How To Get Started With Logos and Branding

Julinda Simons • May 1, 2026

Why logo designs need professional fine tuning

Although it may seem easier than ever to create a logo with DIY and AI platforms, graphic designers are not being replaced if you want your logo to be at the right level.

Professional fine-tuning is what takes a logo from a visual idea to a functional, strategic brand asset.

Brand Positioning Matters

A logo isn’t just a graphic — it communicates where your business sits in the market.

This includes a colour analysis, a shape analysis, the creation of unique fonts for your logo, and the avoidance of designs that appear homogeneous or unprofessional.

Professional designers refine:

  • Colour choices to align with your industry and audience
  • Shapes and forms to evoke the right tone
  • Typography to ensure your brand feels distinctive, not generic

Without this layer of process, logos often end up looking like they belong to any business rather than yours specifically. And it can appear outdated and run-of-the-mill. This does impact sales, trust, perception and enjoyment for your brand.

Quality and Technical Precision

AI and DIY logos are usually raster images (like PNGs), but businesses need vector files.

A professionally refined logo will:

  • Scale cleanly from tiny icons to large signage
  • Created as vector formats for all uses
  • Have adjusted spacing, alignment, and proportions
  • Include variations for different uses (horizontal, stacked, icon-only).

Often, elements need to be subtly redrawn or simplified to reproduce cleanly across all sizes and materials.

Colour for Print and Digital

Colour is not as simple as picking what looks good on screen.

A designer ensures your logo works across:

  • RGB (digital/web use)
  • CMYK (print)
  • Consistent colour matching for signage, packaging, and marketing
  • Embedded Pantone colours.

Without this, colours can shift, dull, or print incorrectly — especially when moving from screen to physical materials.

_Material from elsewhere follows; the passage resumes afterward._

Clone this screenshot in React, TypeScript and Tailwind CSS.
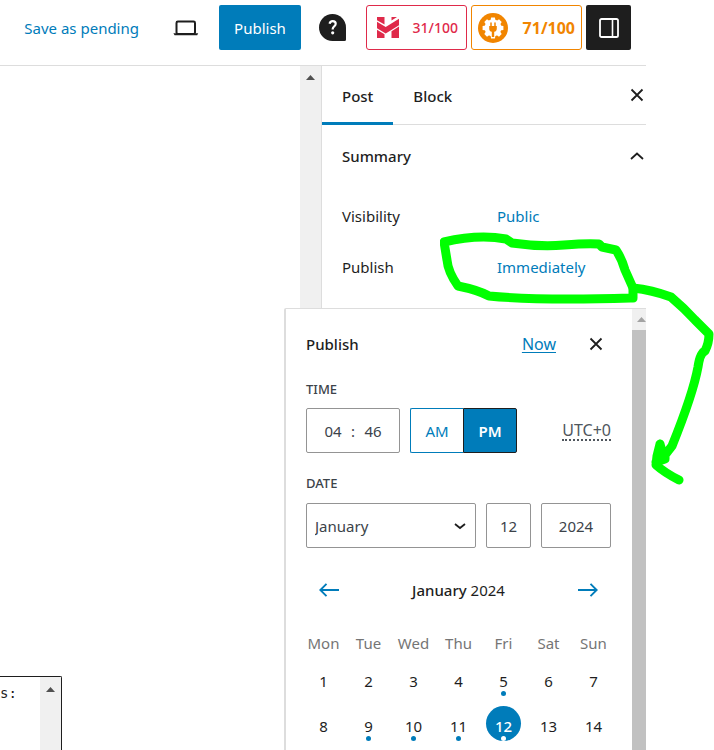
import type { ReactNode } from "react";

const weekdays = ["Mon", "Tue", "Wed", "Thu", "Fri", "Sat", "Sun"];
const days = [1, 2, 3, 4, 5, 6, 7, 8, 9, 10, 11, 12, 13, 14];
const daysWithPosts = [5, 9, 10, 11, 12];
const selectedDay = 12;

const months = [
  "January",
  "February",
  "March",
  "April",
  "May",
  "June",
  "July",
  "August",
  "September",
  "October",
  "November",
  "December",
];

const gearTeeth = [0, 45, 90, 135, 180, 225, 270, 315];

function ScrollArrow({ className = "text-[#505050]" }: { className?: string }) {
  return (
    <svg width="9" height="5" viewBox="0 0 9 5" className={className} fill="currentColor" aria-hidden="true">
      <path d="M4.5 0 9 5H0z" />
    </svg>
  );
}

function CloseIcon() {
  return (
    <svg width="14" height="14" viewBox="0 0 14 14" fill="none" stroke="#1e1e1e" strokeWidth="1.8" aria-hidden="true">
      <path d="M1.5 1.5l11 11M12.5 1.5l-11 11" />
    </svg>
  );
}

function ArrowIcon({ flip = false }: { flip?: boolean }) {
  return (
    <svg
      width="20"
      height="14"
      viewBox="0 0 20 14"
      fill="none"
      stroke="#007cba"
      strokeWidth="1.9"
      className={flip ? "rotate-180" : ""}
      aria-hidden="true"
    >
      <path d="M20 7H1.5M7.5 .8 1.3 7l6.2 6.2" />
    </svg>
  );
}

function LaptopIcon() {
  return (
    <svg width="26" height="16" viewBox="0 0 26 16" aria-hidden="true">
      <rect x="3.5" y="1.5" width="18.5" height="12.5" rx="1.4" fill="none" stroke="#1e1e1e" strokeWidth="2" />
      <path d="M.4 13.2h24.8l-1 2H1.6z" fill="#1e1e1e" />
    </svg>
  );
}

function HelpIcon() {
  return (
    <svg width="27" height="27" viewBox="0 0 27 27" aria-hidden="true">
      <path d="M13.5 0A13.5 13.5 0 0 1 27 13.5V25.5a1.5 1.5 0 0 1-1.5 1.5h-12a13.5 13.5 0 0 1 0-27z" fill="#1e1e1e" />
      <path
        d="M10.6 9.8c.3-1.7 1.4-2.6 3.1-2.6 1.8 0 3 1 3 2.6 0 1.2-.6 1.9-1.5 2.6-1 .8-1.5 1.3-1.5 2.6v.6"
        fill="none"
        stroke="#fff"
        strokeWidth="2.2"
      />
      <circle cx="13.7" cy="18.8" r="1.6" fill="#fff" />
    </svg>
  );
}

function HeadlineIcon() {
  return (
    <svg width="22" height="21" viewBox="0 0 22 21" fill="#df2a4a" aria-hidden="true">
      <path d="M0 0h7.5v7.6L0 3.2z" />
      <path d="M14.5 0H20l-5.5 3.4z" />
      <path d="M0 4.8l8.7 5.2L22 1.8v6.4L8.7 16.4 0 11.2z" />
      <path d="M0 12.8l7.5 4.5V21H0z" />
      <path d="M14.5 14.2 22 9.6V21h-7.5z" />
    </svg>
  );
}

function SeoGearIcon() {
  return (
    <svg width="30" height="30" viewBox="0 0 30 30" aria-hidden="true">
      <circle cx="15" cy="15" r="15" fill="#f18500" />
      <g fill="#fff">
        <circle cx="15" cy="15" r="8.4" />
        {gearTeeth.map((angle) => (
          <path key={angle} d="M12.4 8l.7-3.4h3.8l.7 3.4z" transform={`rotate(${angle} 15 15)`} />
        ))}
      </g>
      <path d="M13 10v4M17 10v4" stroke="#f18500" strokeWidth="1.5" strokeLinecap="round" />
      <path d="M11.2 13h7.6v2.4a3.4 3.4 0 0 1-2.6 3.4V24h-2.4v-5.2a3.4 3.4 0 0 1-2.6-3.4z" fill="#f18500" />
    </svg>
  );
}

function SettingsPanelIcon() {
  return (
    <svg width="20" height="20" viewBox="0 0 20 20" fill="none" stroke="#fff" aria-hidden="true">
      <rect x="1" y="1" width="18" height="18" rx="1.6" strokeWidth="1.8" />
      <path d="M13.5 1v18" strokeWidth="1.6" />
    </svg>
  );
}

function SummaryRow({ label, children }: { label: string; children: ReactNode }) {
  return (
    <div className="flex h-[51px] items-center">
      <span className="w-[155px]">{label}</span>
      <button type="button" className="text-[#007cba]">
        {children}
      </button>
    </div>
  );
}

function EditorHeader() {
  return (
    <header className="flex h-[66px] items-start justify-end border-b border-[#ddd] pt-[5px] pr-[15px]">
      <div className="flex h-[45px] items-center">
        <button type="button" className="text-[#007cba]">
          Save as pending
        </button>
        <button type="button" aria-label="Preview" className="ml-[34px]">
          <LaptopIcon />
        </button>
        <button type="button" className="ml-5 h-[45px] w-[82px] rounded-[2px] bg-[#007cba] text-white">
          Publish
        </button>
        <button type="button" aria-label="Help" className="ml-[18px]">
          <HelpIcon />
        </button>
        <button
          type="button"
          className="ml-5 flex h-[45px] w-[101px] items-center justify-between rounded-[3px] border border-[#df2a4a] pr-2 pl-2.5 text-sm font-medium text-[#df2a4a]"
        >
          <HeadlineIcon />
          31/100
        </button>
        <button
          type="button"
          className="ml-1 flex h-[45px] w-[111px] items-center justify-between rounded-[3px] border border-[#f18500] px-1.5 text-base font-bold text-[#f18500]"
        >
          <SeoGearIcon />
          71/100
        </button>
        <button
          type="button"
          aria-label="Settings"
          className="ml-1 flex h-[45px] w-[45px] items-center justify-center rounded-[2px] bg-[#1e1e1e]"
        >
          <SettingsPanelIcon />
        </button>
      </div>
    </header>
  );
}

function PublishPopover() {
  const field = "h-[45px] rounded-[2px] border border-[#949494]";

  return (
    <section
      aria-label="Publish"
      className="absolute top-[242px] right-0 bottom-0 flex w-[362px] overflow-hidden rounded-tl-[2px] border-t border-l-2 border-[#ddd] bg-white"
    >
      <div className="flex-1 pr-[21px] pl-5">
        <div className="flex h-[70px] items-center">
          <h2 className="flex-1 font-medium">Publish</h2>
          <button type="button" className="mr-[33px] text-base text-[#007cba] underline underline-offset-2">
            Now
          </button>
          <button type="button" aria-label="Close" className="mr-2">
            <CloseIcon />
          </button>
        </div>

        <fieldset>
          <legend className="h-[29px] text-[13px] leading-[20px] font-medium text-[#3c434a]">TIME</legend>
          <div className="flex items-center">
            <div className={`${field} flex w-[94px] items-center justify-center text-[#3c434a]`}>
              <input aria-label="Hours" defaultValue="04" className="w-8 text-center" />
              <span className="w-2 text-center">:</span>
              <input aria-label="Minutes" defaultValue="46" className="w-8 text-center" />
            </div>
            <div className="ml-2.5 flex h-[45px] w-[107px]">
              <button type="button" className="flex-1 rounded-l-[2px] border border-r-0 border-[#007cba] text-[#007cba]">
                AM
              </button>
              <button
                type="button"
                className="flex-1 rounded-r-[2px] border border-[#1e1e1e] bg-[#007cba] font-semibold text-white"
              >
                PM
              </button>
            </div>
            <abbr
              title="Coordinated Universal Time"
              className="ml-auto border-b-2 border-dotted border-[#50575e] text-base leading-[18px] text-[#50575e] no-underline"
            >
              UTC+0
            </abbr>
          </div>
        </fieldset>

        <fieldset className="mt-5">
          <legend className="h-[30px] text-[13px] leading-[20px] font-medium text-[#3c434a]">DATE</legend>
          <div className="flex gap-2.5 text-[#3c434a]">
            <div className="relative flex-1">
              <select aria-label="Month" defaultValue="January" className={`${field} w-full appearance-none bg-white px-2`}>
                {months.map((month) => (
                  <option key={month}>{month}</option>
                ))}
              </select>
              <svg
                width="12"
                height="7"
                viewBox="0 0 12 7"
                className="pointer-events-none absolute top-5 right-2.5"
                fill="none"
                stroke="#1e1e1e"
                strokeWidth="1.8"
                aria-hidden="true"
              >
                <path d="M1 1l5 4 5-4" />
              </svg>
            </div>
            <input aria-label="Day" defaultValue="12" className={`${field} w-[45px] text-center`} />
            <input aria-label="Year" defaultValue="2024" className={`${field} w-[70px] text-center`} />
          </div>
        </fieldset>

        <div className="mt-5 flex h-11 items-center justify-between px-[13px]">
          <button type="button" aria-label="Previous month">
            <ArrowIcon />
          </button>
          <h3>
            <strong className="font-medium">January</strong> 2024
          </h3>
          <button type="button" aria-label="Next month">
            <ArrowIcon flip />
          </button>
        </div>

        <div className="mt-[23px] grid grid-cols-[repeat(7,35px)] justify-between gap-y-2.5">
          {weekdays.map((weekday) => (
            <span key={weekday} className="flex h-4 items-center justify-center text-[#757575]">
              {weekday}
            </span>
          ))}
          {days.map((day) => (
            <button
              key={day}
              type="button"
              className={`relative flex h-[35px] items-center justify-center rounded-full pt-1 ${
                day === selectedDay ? "bg-[#007cba] font-medium text-white" : ""
              }`}
            >
              {day}
              {daysWithPosts.includes(day) && (
                <span
                  className={`absolute bottom-0 left-[15px] size-[5px] rounded-full ${
                    day === selectedDay ? "bg-white" : "bg-[#007cba]"
                  }`}
                />
              )}
            </button>
          ))}
        </div>
      </div>

      <div className="flex w-[14px] flex-col bg-[#f0f0f0]">
        <span className="flex h-[21px] items-center justify-center pl-1">
          <ScrollArrow className="text-[#a3a3a3]" />
        </span>
        <span className="flex-1 bg-[#c1c1c1]" />
      </div>
    </section>
  );
}

function SettingsSidebar() {
  return (
    <aside className="w-[325px] border-l border-[#ddd]">
      <div className="flex h-[59px] items-stretch border-b border-[#ddd]">
        <button type="button" className="-mb-px border-b-[3px] border-[#007cba] px-5 pt-[3px] font-medium">
          Post
        </button>
        <button type="button" className="px-5 pt-0.5 font-medium">
          Block
        </button>
        <button type="button" aria-label="Close settings" className="mr-0.5 ml-auto">
          <CloseIcon />
        </button>
      </div>
      <div className="pr-0.5 pl-5">
        <button type="button" className="flex h-[65px] w-full items-center justify-between pb-1 font-medium">
          Summary
          <svg width="14" height="8" viewBox="0 0 14 8" fill="none" stroke="#1e1e1e" strokeWidth="1.8" aria-hidden="true">
            <path d="M1 7l6-5.5L13 7" />
          </svg>
        </button>
        <SummaryRow label="Visibility">Public</SummaryRow>
        <SummaryRow label="Publish">Immediately</SummaryRow>
      </div>
    </aside>
  );
}

function Annotation() {
  return (
    <svg
      width="274"
      height="254"
      viewBox="440 232 274 254"
      className="pointer-events-none absolute top-[232px] right-0"
      fill="none"
      stroke="#00ff00"
      strokeWidth="9"
      strokeLinecap="round"
      strokeLinejoin="round"
      aria-hidden="true"
    >
      <path d="M444 242Q478 234 506 239L512 243Q540 247 564 245T599 244L602 247L616 250Q622 259 625 270L633 288V298C600 299 540 301 489 296Q478 290 458 286Q448 272 447 260L444 242" />
      <path d="M633 288Q652 290 671 297Q684 308 695 320L709 334Q709 343 705 351Q700 353 698 367Q693 394 672 446L665 455V459L656 462M660 444L657 456L656 465Q665 473 679 480M660 444L664 459" />
    </svg>
  );
}

export default function App() {
  return (
    <div className="relative min-h-screen overflow-hidden bg-white pr-[68px] font-['Noto_Sans','Segoe_UI',sans-serif] text-[15px] leading-5 text-[#1e1e1e]">
      <div className="flex min-h-screen flex-col">
        <EditorHeader />
        <div className="relative flex flex-1">
          <main className="flex flex-1 items-end">
            <div className="flex h-[74px] w-[62px] justify-end rounded-tr-[2px] border-t border-r border-[#1e1e1e]">
              <code className="flex-1 pt-1.5 font-['DejaVu_Sans_Mono',monospace] text-[14px]">s:</code>
              <div className="flex w-[21px] justify-center bg-[#f0f0f0] pt-2.5">
                <ScrollArrow />
              </div>
            </div>
          </main>
          <div className="flex w-[21px] justify-center bg-[#f0f0f0] pt-[9px]">
            <ScrollArrow />
          </div>
          <SettingsSidebar />
          <PublishPopover />
        </div>
      </div>
      <Annotation />
    </div>
  );
}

Specialist Production and Print

A professional designer can also be on hand when you want specialised printing or different types of signage. For example, embossing files and signage files will need the vector file laid out to different dimensions and ratios, and may have other requirements if you are having vinyl cut or digital print without bleed. There are quite a few variables.

Although you can hand your vector file to a printer and ask them to do it, sometimes higher charges apply rather than going back to your designer, depending on the printer.

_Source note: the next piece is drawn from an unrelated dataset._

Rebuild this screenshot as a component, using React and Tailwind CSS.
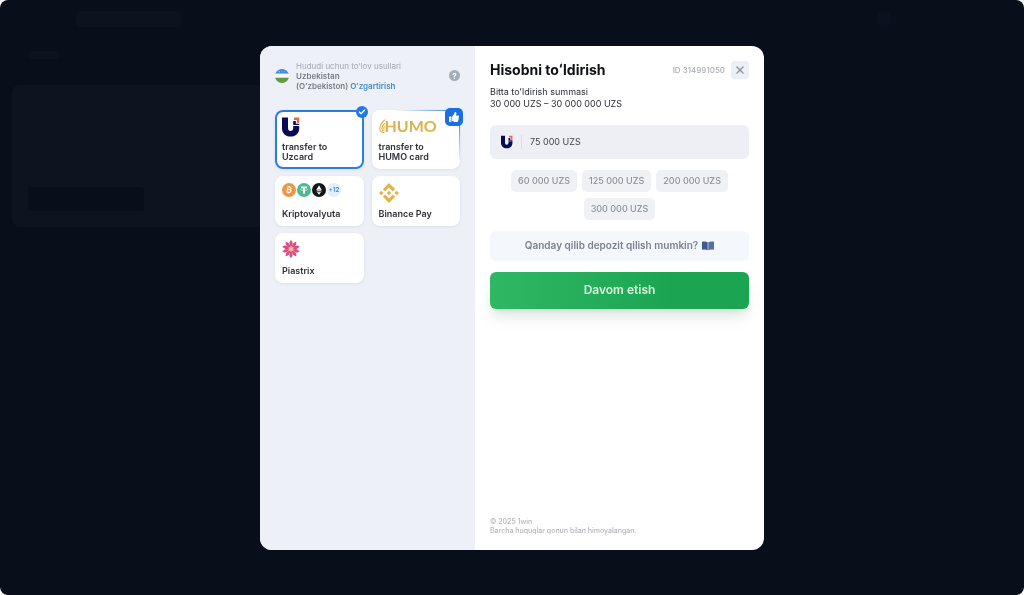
import { useState } from "react"
import { FaThumbsUp } from "react-icons/fa"
import { SiBinance } from "react-icons/si"
import { Check, X } from "lucide-react"

const QUICK_AMOUNTS = ['60 000 UZS', '125 000 UZS', '200 000 UZS', '300 000 UZS']

const UzcardLogo = ({ className }) => (
    <svg viewBox="0 0 18 20" className={className} aria-hidden="true">
        <path d="M0 .5h6v10.500c0 1.900 1 3 2.600 3s2.600-1.100 2.600-3V9h6v2.200c0 5-3.300 8.300-8.600 8.300S0 16.200 0 11.200z" fill="#0b0a57" />
        <path d="M11.200 4h2.600v2.800h3.400v1.200h-6z" fill="#0b0a57" />
        <path d="M12 .5h5.200v5.400h-2.300V2.900H12z" fill="#e4694a" />
    </svg>
)

const HumoLogo = () => (
    <span className="flex h-[18px] items-center text-[#dcb24c]">
        <svg viewBox="0 0 6 16" className="h-4 w-[6px]" fill="none" stroke="currentColor" strokeWidth="1.100" strokeLinecap="round" aria-hidden="true">
            <path d="M5.500 2C2.500 5 .6 8 .8 11c.2 2 1.700 3.300 4.200 3.700" />
            <path d="M5.500 5.500C3.600 7.500 2.600 9.200 2.900 10.900c.2 1.200 1 1.900 2.300 2.200" />
            <path d="M5.500 8.500c-.7.900-.9 1.700-.5 2.700" />
        </svg>
        <span className="font-['Lato',sans-serif] text-[16px] leading-4 font-bold">HUMO</span>
    </span>
)

const CryptoLogos = () => (
    <span className="flex gap-px">
        <svg viewBox="0 0 14 14" className="size-3.5" aria-hidden="true">
            <circle cx="7" cy="7" r="7" fill="#ec9646" />
            <path d="M5.600 3.800l2.400.5c1.700.4 1.500 2.300-.3 2.200 2 .4 1.500 3-.6 2.700l-2.700-.5M6 4l-1.100 5M5.500 6.200l2.200.4M7 3.200l-.2.900M8.200 3.500l-.2.800M5.700 9.100l-.2 1M6.900 9.300l-.2 1" fill="none" stroke="#fff" strokeWidth="1.100" />
        </svg>
        <svg viewBox="0 0 14 14" className="size-3.5" aria-hidden="true">
            <circle cx="7" cy="7" r="7" fill="#4fb795" />
            <path d="M3.800 3.500h6.400v1.600H7.900v5.700H6.100V5.100H3.800z" fill="#fff" />
            <ellipse cx="7" cy="6.600" rx="3.700" ry="0.900" fill="none" stroke="#fff" strokeWidth="0.500" />
        </svg>
        <svg viewBox="0 0 14 14" className="size-3.5" aria-hidden="true">
            <circle cx="7" cy="7" r="7" fill="#14141b" />
            <path d="M7 2.300l2.700 4.700L7 8.600 4.300 7z" fill="#fff" />
            <path d="M4.300 7.900L7 9.500l2.700-1.600L7 11.800z" fill="#fff" />
            <path d="M7 5.700L9.700 7 7 8.600 4.300 7z" fill="#b9b9c4" />
        </svg>
        <span className="flex size-3.5 items-center justify-center rounded-full bg-[#e3eefa] text-[6px] font-semibold text-[#3a86c8]">+12</span>
    </span>
)

const PiastrixLogo = () => (
    <svg viewBox="-9 -9 18 18" className="size-[18px]" aria-hidden="true">
        {[0, 36, 72, 108, 144, 180, 216, 252, 288, 324].map(a => (
            <path key={a} d="M0 -1.500C-2.300 -4.500 -1.900 -7 0 -9C1.900 -7 2.300 -4.500 0 -1.500z" fill="#dc4b85" transform={`rotate(${a})`} />
        ))}
        <circle r="2.300" fill="#f0a98f" />
        <circle r="1.100" fill="#f6d3a0" />
    </svg>
)

const UzbekFlag = () => (
    <svg viewBox="0 0 14 14" className="size-3.5 shrink-0" role="img" aria-label="Uzbekistan">
        <clipPath id="flag"><circle cx="7" cy="7" r="7" /></clipPath>
        <g clipPath="url(#flag)">
            <path d="M0 0h14v4.800H0z" fill="#3a8ddb" />
            <path d="M0 4.800h14v4H0z" fill="#f7f7f9" />
            <path d="M0 4.600h14v.5H0zM0 8.600h14v.5H0z" fill="#d9a0a5" />
            <path d="M0 9.100h14V14H0z" fill="#5c9c43" />
            <circle cx="4.200" cy="2.700" r="0.800" fill="#a9d2f7" />
            <path d="M6.500 2.300h1v1h-1zM8.600 2.300h1v1h-1z" fill="#84bbef" />
        </g>
    </svg>
)

const BookIcon = () => (
    <svg viewBox="0 0 12 10" className="h-2.5 w-3" aria-hidden="true">
        <path d="M0 .8C2.200.1 4.200.3 5.700 1.300v8C4.200 8.300 2.200 8.200 0 8.800z" fill="#41598c" />
        <path d="M12 .8C9.800.1 7.800.3 6.300 1.300v8c1.500-1 3.500-1.100 5.700-.5z" fill="#56709f" />
    </svg>
)

const METHODS = [
    { id: 'uzcard', lines: ['transfer to', 'Uzcard'], logo: <UzcardLogo className="h-5 w-[18px]" /> },
    { id: 'humo', lines: ['transfer to', 'HUMO card'], logo: <HumoLogo />, recommended: true },
    { id: 'crypto', lines: ['Kriptovalyuta'], logo: <CryptoLogos /> },
    { id: 'binance', lines: ['Binance Pay'], logo: <SiBinance className="size-5 text-[#e3b345]" /> },
    { id: 'piastrix', lines: ['Piastrix'], logo: <PiastrixLogo /> },
]

const MethodCard = ({ method, selected, onSelect }) => (
    <label
        className={`relative flex cursor-pointer flex-col justify-between rounded-lg bg-white px-[7px] py-[7px] shadow-sm shadow-slate-300/40
            ${method.lines.length > 1 ? 'min-h-[59px]' : 'min-h-[50px]'}
            ${selected ? 'ring-2 ring-[#2b7de0] ring-inset' : ''}
        `}
    >
        <input type="radio" name="method" className="sr-only" checked={selected} onChange={() => onSelect(method.id)} />
        {method.logo}
        <span className="text-[9px] leading-[10px] font-semibold text-[#303137]">
            {method.lines.map(l => <span key={l} className="block">{l}</span>)}
        </span>
        {selected && (
            <span className="absolute -top-1 -right-1 flex size-3 items-center justify-center rounded-full bg-[#1f78e6] text-white">
                <Check className="size-2" strokeWidth={4} />
            </span>
        )}
        {method.recommended && (
            <>
                <span className="absolute top-0 right-0 h-px w-3/4 bg-linear-to-l from-[#2b7de0] to-transparent"></span>
                <span className="absolute top-2 right-0 h-3/4 w-px bg-linear-to-b from-[#2b7de0] to-transparent"></span>
                <span className="absolute -top-0.5 -right-[3px] flex size-[18px] items-center justify-center rounded-[5px] bg-[#1b6fe3] text-white">
                    <FaThumbsUp className="size-2.5" />
                </span>
            </>
        )}
    </label>
)

// Dimmed page that stays behind the modal
const PageBehind = () => (
    <div className="flex flex-col px-3" aria-hidden="true">
        <div className="flex pt-[11px] pr-[120px] pl-16">
            <div className="h-4 w-[105px] rounded bg-[#0c121e]"></div>
            <div className="ml-auto h-4 w-4 rounded-full bg-[#0b121f]"></div>
        </div>
        <div className="mt-6 ml-4 h-2 w-8 rounded bg-[#0c131f]"></div>
        <div className="mt-[26px] flex h-[142px] w-1/2 items-end rounded-lg bg-[#0d1420] p-4">
            <div className="h-6 w-[116px] rounded bg-[#080f1b]"></div>
        </div>
    </div>
)

export default function App() {
    const [method, setMethod] = useState('uzcard')
    const [amount, setAmount] = useState('75 000 UZS')

    return (
        <div className="min-h-screen rounded-lg bg-[#080f1b] font-['Inter',sans-serif]">
            <PageBehind />

            <div className="fixed inset-0 flex items-center justify-center overflow-auto">
                <div role="dialog" aria-labelledby="title" className="flex min-h-[504px] w-full max-w-[504px] overflow-hidden rounded-xl bg-white">

                    {/* Payment methods */}
                    <aside className="w-[215px] shrink-0 bg-[#edf0f6] p-[15px]">
                        <div className="flex items-center gap-[7px]">
                            <UzbekFlag />
                            <div className="flex-1 text-[8px] leading-[10px] font-semibold text-[#777b84]">
                                <p className="font-normal text-[#a3a7b0]">Hududi uchun toʻlov usullari</p>
                                <p>Uzbekistan</p>
                                <p>(Oʻzbekiston) <a href="#region" className="font-semibold text-[#3c8fc4]">Oʻzgartirish</a></p>
                            </div>
                            <button aria-label="Yordam" className="flex size-[11px] items-center justify-center rounded-full bg-[#a4adbb] text-[8px] leading-none font-bold text-white">?</button>
                        </div>

                        <div className="mt-[19px] grid grid-cols-2 gap-x-2 gap-y-[7px]">
                            {METHODS.map(m => (
                                <MethodCard key={m.id} method={m} selected={m.id === method} onSelect={setMethod} />
                            ))}
                        </div>
                    </aside>

                    {/* Deposit form */}
                    <section className="flex min-w-0 flex-1 flex-col p-[15px]">
                        <div className="flex items-center">
                            <h1 id="title" className="flex-1 text-[14px] leading-[18px] font-bold text-[#101116]">Hisobni toʻldirish</h1>
                            <span className="mr-1.5 text-[8px] font-medium text-[#a9acb3]">ID 314991050</span>
                            <button aria-label="Yopish" className="flex size-[18px] items-center justify-center rounded bg-[#eceff5] text-[#8f97a5]">
                                <X className="size-3" strokeWidth={3} />
                            </button>
                        </div>

                        <p className="mt-[7px] text-[9px] leading-3 text-[#2b2d34]">
                            Bitta toʻldirish summasi<br />30 000 UZS – 30 000 000 UZS
                        </p>

                        <div className="mt-[15px] flex h-[34px] items-center rounded-md bg-[#edeff5] pr-3 pl-[11px]">
                            <UzcardLogo className="h-3.5 w-3" />
                            <span className="mx-2 h-3.5 w-px bg-[#d9dce4]"></span>
                            <input
                                aria-label="Summa"
                                value={amount}
                                onChange={(e) => setAmount(e.target.value)}
                                className="min-w-0 flex-1 bg-transparent text-[9px] text-[#42444c] outline-none"
                            />
                        </div>

                        <div className="mt-[11px] flex flex-wrap justify-center gap-x-[5px] gap-y-1.5">
                            {QUICK_AMOUNTS.map(a => (
                                <button key={a} onClick={() => setAmount(a)} className="h-[22px] rounded-[5px] bg-[#f0f1f5] px-[7px] text-[9px] font-medium text-[#8e919b]">
                                    {a}
                                </button>
                            ))}
                        </div>

                        <button className="mt-[11px] flex h-[30px] items-center justify-center gap-1 rounded-md bg-[#f4f7fb] text-[10px] font-semibold text-[#7a8291]">
                            Qanday qilib depozit qilish mumkin? <BookIcon />
                        </button>

                        <button className="mt-[11px] h-[37px] rounded-md bg-linear-to-r from-[#2fb763] to-[#1ba553] to-70% text-[12px] font-semibold text-[#d9f5dd] shadow-lg shadow-green-900/15">
                            Davom etish
                        </button>

                        <footer className="mt-auto text-[7px] leading-[9px] font-medium text-[#b4b6bb]">
                            <p>© 2025 1win</p>
                            <p>Barcha huquqlar qonun bilan himoyalangan.</p>
                        </footer>
                    </section>
                </div>
            </div>
        </div>
    )
}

It is also best to keep your brand aligned and any changes cohesive.

Avoiding the “Clip Art” Look

Many AI-generated logos rely on common visual patterns and assets. The result can feel:

  • Overused
  • Generic
  • Difficult to trademark or differentiate

Professional refinement removes that “clip art” feel by:

  • Adjusting proportions and details
  • Customising typography
  • Simplifying or reworking elements into something more original
  • Identifying and correcting low-quality SVGs created by AI that won’t scale properly for applications such as signage.


Taking a Good Idea to the Next Level

Sometimes the concept is already there — a sketch, or an AI-generated design that captures the right direction.

That’s where professional input adds real value:

  • Cleaning up and refining the design
  • Ensuring balance and visual hierarchy
  • Preparing the logo for real-world use across web and print
  • Creating a cohesive system, not just a single image
  • It’s not about discarding your idea — it’s about elevating it.

The Difference is in the Details

Most people won’t consciously notice fine adjustments to spacing, alignment, or proportion — but they will feel the difference.

A professionally refined logo:

  • Feels more credible
  • Builds trust more quickly
  • Works consistently everywhere it appears

That level of polish is what turns a logo into a long-term brand asset, rather than something that needs replacing later.

Checklist:

1. Are you going to Trade Mark your name? If so, this is the first step.

2. After successfully registering your name as a Trade Mark, you could consider adding a logo to your Trade Mark. (Or if going through a lawyer, they can advise on the right process.

3. Ready for your logo? Send rough sketches or logos that you like the colours and overall style of to your designer, or give them free rein to present options that are positioned well for the market, with market comparison research.

4. Your final logo will be a vector for all uses and should include web versions, as well as Pantone and CMYK embedded for NZ print and international use. (Note: China prints a bit differently.)